Tuesday, October 31, 2017

What drink was offered to Jesus on the cross?

Image: Mosaic depicting a drinking game.

What drink was offered to Jesus on the cross?

I was tutoring my boys in Latin on Monday morning. We usually read a section of William Stearns Davis' A Day in Old Rome (Allyn and Bacon, 1925, 1966) in each session. Yesterday’s reading was on the wine drinking customs of the ancient Romans. I was struck by this statement:

Common soldiers, slaves, and plebeians of the lowest classes have a special beverage all their own, namely posca, which is simply vinegar mixed with enough water to make it palatable. It probably forms a really refreshing drink, if one can acquire the taste for it (p. 108).

A footnote adds:

Posca was probably the drink in which the sponge was steeped, that was extended to Jesus as He hung on the cross.

This then sent me back to the Gospel accounts:

Matthew 27:34 They gave him vinegar to drink mingled with gall [oxos meta choles memingmenon]: and when he had tasted thereof, he would not drink.

Matthew 27:48 And straightway one of them ran and took a spunge, and filled it with vinegar [spongon, plesas te oxous], and put it on a reed, and gave him to drink.

Mark 15:23 And they gave him to drink wine mingled with myrrh [esmyrnismenon oinon]: but he received it not.

Mark 15:36 And one ran and filled a spunge, full of vinegar [gemisas spongon oxouos] , and put it on a reed, and gave him to drink, saying, Let alone; let us see whether Elias will come to take him down (Mark 15:36).

Luke 23:36 And the soldiers also mocked him, coming to him, and offering him vinegar [oxos] (Luke 23:36).

John 19:29 Now there was set a vessel full of vinegar [oxous meton]: and they filled a spunge with vinegar [plesantes spongon oxous], and put it upon hyssop, and put it to his mouth. 30 When Jesus therefore had received the vinegar [to oxos], he said, It is finished: and he bowed his head, and gave up the ghost.

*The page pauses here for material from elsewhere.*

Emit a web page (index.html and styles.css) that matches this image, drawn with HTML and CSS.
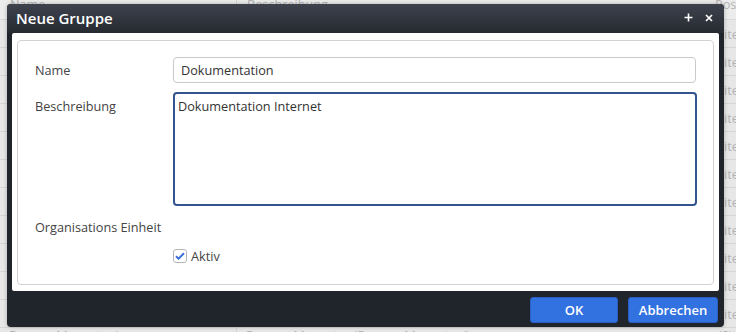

The offering of a vinegar drink (Greek to oxos, perhaps indeed, the posca mentioned by Davis) to Jesus at his crucifixion is mentioned in all four Gospels. It is multiply attested.

Matthew and Mark are unique in that they mention two offerings and in their note of his refusal at the first offering. It is not implausible, however, to harmonize these with the other accounts.

John notes the offering was just before his final statement, “It is finished” and death.

Though noting the similarities in the accounts above, it should also be recognized that each account is unique. The closest parallels are between Matthew and Mark. Still, even the language of Matthew and Mark differ. Luke’s is the most minimal. This argues against the idea of literary dependence among the Gospels and toward independent development based on common tradition.


1 comment:

Andrew said...

A few thoughts I had on this: The descriptions given in the Gospels seem to indicate that at least three different offerings of drink to Jesus took place. It is the last one, the vinegar, that fulfills the prophecy in Psalm 69.21. And it seems like this was the last prophecy that still had to be fulfilled at that point, since this is the one that's mentioned more consistently by Gospel writers.

The fact that other offerings of drink were made before this last one might indicate a kind of temptation toward Christ to fulfill prophecies in a way that is less than complete, since the drink offered in those other instances didn't match the exact description given. Jesus' refusal to drink it might then be compared to when the Lord refused to accept the temptation in the wilderness. In that case, the temptation by Satan toward Christ was explicitly premised on the idea of seemingly fulfilling other prophecies about Christ, but in the "wrong" way. These other drink offerings might potentially be viewed in the same light, and it's possible that the people giving these offerings were being moved to do so by some other influence.

Furthermore, it is interesting that the vinegar mixed with gall mentioned by Matthew was tasted but Jesus did not drink it, while the wine mingled with myrrh mentioned by Mark was not received. Recall the prophecy at the last supper, "Verily I say unto you, I will drink no more of the fruit of the vine, until that day that I drink it new in the kingdom of God." The fact that wine was offered, as mentioned by Mark, might further indicate a temptation to violate this prophecy had occurred here as well.

I agree that accounts like this in the Gospels make attempts at arguing literary dependence between Gospels incredibly convoluted and unwieldy. The obvious and immediate explanation is that each account came from a direct eyewitness.